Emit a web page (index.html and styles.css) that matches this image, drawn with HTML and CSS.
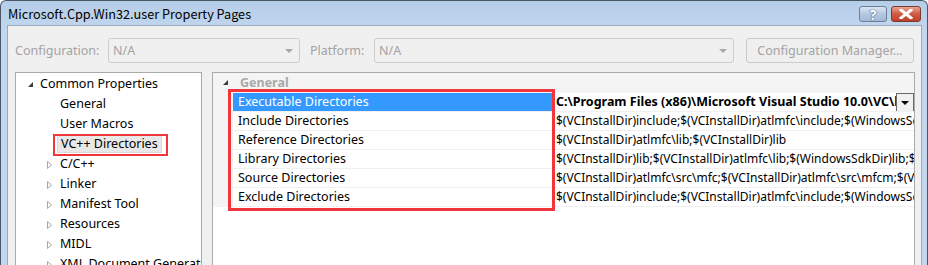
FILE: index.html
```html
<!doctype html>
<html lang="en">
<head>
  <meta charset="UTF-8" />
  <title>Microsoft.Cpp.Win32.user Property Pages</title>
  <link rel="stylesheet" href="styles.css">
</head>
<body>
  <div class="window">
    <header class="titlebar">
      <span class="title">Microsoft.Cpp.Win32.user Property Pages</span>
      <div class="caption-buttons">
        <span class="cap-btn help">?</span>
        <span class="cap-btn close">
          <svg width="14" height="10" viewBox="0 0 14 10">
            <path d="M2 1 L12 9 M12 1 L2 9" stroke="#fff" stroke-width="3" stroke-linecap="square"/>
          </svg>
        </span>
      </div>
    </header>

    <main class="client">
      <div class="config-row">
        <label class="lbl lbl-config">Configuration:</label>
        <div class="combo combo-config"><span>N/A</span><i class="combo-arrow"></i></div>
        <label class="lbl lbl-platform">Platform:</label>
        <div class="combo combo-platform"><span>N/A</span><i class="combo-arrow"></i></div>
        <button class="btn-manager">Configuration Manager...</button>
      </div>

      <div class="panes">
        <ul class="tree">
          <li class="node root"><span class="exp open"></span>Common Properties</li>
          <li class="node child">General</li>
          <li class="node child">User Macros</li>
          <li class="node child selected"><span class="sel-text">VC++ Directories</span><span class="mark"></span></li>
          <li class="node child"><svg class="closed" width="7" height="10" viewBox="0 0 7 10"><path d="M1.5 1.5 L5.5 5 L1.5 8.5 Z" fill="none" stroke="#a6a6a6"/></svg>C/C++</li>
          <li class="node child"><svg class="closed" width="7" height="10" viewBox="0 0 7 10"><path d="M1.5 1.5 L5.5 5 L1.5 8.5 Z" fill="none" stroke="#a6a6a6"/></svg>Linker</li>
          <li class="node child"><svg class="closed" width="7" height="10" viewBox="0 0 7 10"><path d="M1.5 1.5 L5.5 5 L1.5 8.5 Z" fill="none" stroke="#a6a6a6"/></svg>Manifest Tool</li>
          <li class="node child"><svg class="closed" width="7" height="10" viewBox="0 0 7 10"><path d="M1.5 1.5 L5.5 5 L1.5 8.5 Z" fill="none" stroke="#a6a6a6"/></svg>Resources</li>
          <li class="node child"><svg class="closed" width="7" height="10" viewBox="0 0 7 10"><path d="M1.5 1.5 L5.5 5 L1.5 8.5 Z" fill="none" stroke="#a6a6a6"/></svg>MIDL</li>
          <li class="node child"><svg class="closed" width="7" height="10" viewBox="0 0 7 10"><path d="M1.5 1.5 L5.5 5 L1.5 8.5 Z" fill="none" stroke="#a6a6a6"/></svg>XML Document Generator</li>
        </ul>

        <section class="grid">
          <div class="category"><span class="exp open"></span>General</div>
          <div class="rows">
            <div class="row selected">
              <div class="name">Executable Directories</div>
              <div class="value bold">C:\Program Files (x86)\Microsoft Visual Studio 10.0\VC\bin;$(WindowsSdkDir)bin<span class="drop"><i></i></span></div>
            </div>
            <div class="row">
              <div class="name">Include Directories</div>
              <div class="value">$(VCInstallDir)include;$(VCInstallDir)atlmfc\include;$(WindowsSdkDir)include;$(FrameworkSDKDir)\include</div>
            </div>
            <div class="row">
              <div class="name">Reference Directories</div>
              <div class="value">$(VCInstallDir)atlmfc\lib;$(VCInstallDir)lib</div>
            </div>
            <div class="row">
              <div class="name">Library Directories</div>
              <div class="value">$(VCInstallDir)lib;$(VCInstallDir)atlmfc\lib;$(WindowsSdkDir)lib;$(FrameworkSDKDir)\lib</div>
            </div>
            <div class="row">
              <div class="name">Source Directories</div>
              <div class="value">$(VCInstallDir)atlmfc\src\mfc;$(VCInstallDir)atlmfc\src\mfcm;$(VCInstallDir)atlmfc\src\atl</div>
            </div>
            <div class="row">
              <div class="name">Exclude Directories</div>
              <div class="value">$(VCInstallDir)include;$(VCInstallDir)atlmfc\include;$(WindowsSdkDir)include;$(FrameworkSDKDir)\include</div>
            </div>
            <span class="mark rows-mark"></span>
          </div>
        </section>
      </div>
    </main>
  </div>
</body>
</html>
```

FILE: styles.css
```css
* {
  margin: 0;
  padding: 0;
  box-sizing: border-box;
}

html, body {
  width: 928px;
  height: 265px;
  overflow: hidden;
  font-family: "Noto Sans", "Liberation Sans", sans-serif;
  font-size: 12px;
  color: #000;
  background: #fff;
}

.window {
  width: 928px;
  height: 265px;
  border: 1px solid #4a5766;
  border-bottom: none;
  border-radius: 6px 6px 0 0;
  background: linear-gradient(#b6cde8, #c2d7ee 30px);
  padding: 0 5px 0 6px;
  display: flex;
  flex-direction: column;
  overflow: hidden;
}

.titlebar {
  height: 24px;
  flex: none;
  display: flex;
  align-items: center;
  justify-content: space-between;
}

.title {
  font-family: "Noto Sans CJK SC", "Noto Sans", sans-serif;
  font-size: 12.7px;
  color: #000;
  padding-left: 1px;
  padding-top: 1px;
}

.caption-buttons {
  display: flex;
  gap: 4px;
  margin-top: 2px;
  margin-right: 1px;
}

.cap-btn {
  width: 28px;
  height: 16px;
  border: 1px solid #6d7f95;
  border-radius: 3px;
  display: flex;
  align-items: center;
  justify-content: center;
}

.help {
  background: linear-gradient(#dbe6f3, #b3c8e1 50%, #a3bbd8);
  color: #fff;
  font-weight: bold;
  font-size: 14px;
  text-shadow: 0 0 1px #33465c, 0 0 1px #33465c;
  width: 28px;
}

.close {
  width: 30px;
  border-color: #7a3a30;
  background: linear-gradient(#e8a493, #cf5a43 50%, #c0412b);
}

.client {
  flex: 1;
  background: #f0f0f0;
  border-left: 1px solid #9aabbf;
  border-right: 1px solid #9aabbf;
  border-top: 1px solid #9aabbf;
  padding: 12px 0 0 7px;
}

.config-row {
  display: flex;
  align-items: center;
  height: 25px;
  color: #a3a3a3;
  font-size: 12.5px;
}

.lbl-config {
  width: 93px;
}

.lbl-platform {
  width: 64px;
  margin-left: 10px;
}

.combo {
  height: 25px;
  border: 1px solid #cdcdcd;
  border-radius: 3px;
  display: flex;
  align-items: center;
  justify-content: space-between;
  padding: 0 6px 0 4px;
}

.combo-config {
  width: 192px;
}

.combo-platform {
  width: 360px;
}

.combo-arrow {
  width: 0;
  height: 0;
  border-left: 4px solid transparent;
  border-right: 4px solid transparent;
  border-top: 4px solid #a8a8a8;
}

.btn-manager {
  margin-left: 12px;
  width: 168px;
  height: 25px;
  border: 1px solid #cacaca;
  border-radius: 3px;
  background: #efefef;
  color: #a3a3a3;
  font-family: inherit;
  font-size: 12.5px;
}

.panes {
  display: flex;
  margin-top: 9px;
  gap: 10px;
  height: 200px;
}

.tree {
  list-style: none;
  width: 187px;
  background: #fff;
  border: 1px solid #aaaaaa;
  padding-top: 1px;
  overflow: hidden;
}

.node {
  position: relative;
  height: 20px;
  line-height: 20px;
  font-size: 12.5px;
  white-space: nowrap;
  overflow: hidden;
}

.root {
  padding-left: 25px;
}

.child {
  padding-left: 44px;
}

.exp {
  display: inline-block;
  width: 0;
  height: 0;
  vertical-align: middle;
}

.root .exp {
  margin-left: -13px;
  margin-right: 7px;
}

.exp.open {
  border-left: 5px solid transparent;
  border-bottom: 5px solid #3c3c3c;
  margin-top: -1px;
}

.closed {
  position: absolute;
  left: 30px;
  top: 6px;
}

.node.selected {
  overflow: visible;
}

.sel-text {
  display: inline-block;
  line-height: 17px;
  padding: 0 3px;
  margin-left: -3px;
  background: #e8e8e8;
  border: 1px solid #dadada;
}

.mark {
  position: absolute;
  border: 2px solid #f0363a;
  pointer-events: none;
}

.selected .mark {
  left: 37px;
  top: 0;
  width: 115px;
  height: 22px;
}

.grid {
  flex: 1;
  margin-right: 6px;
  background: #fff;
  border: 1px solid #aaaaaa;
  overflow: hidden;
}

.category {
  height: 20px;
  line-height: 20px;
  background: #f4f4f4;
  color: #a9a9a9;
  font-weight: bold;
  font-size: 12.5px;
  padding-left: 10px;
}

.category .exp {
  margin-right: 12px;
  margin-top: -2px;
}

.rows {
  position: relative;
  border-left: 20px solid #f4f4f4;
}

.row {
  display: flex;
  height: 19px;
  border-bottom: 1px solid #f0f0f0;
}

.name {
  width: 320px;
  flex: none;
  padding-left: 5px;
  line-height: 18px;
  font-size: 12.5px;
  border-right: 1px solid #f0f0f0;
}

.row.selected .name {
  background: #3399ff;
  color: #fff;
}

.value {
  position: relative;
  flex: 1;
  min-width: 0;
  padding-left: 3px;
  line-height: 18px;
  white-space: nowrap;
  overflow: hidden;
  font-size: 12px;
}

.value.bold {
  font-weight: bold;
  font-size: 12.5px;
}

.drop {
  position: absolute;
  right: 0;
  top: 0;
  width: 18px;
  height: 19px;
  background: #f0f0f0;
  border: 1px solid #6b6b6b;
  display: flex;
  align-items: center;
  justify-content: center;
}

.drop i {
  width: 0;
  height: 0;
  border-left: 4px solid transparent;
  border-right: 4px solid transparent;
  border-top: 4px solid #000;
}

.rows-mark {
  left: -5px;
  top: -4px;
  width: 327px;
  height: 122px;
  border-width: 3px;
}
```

•••

_Given request_
Each line containing "index" counts once; state the total number of such lines and nothing else.

_Result of this exercise_
2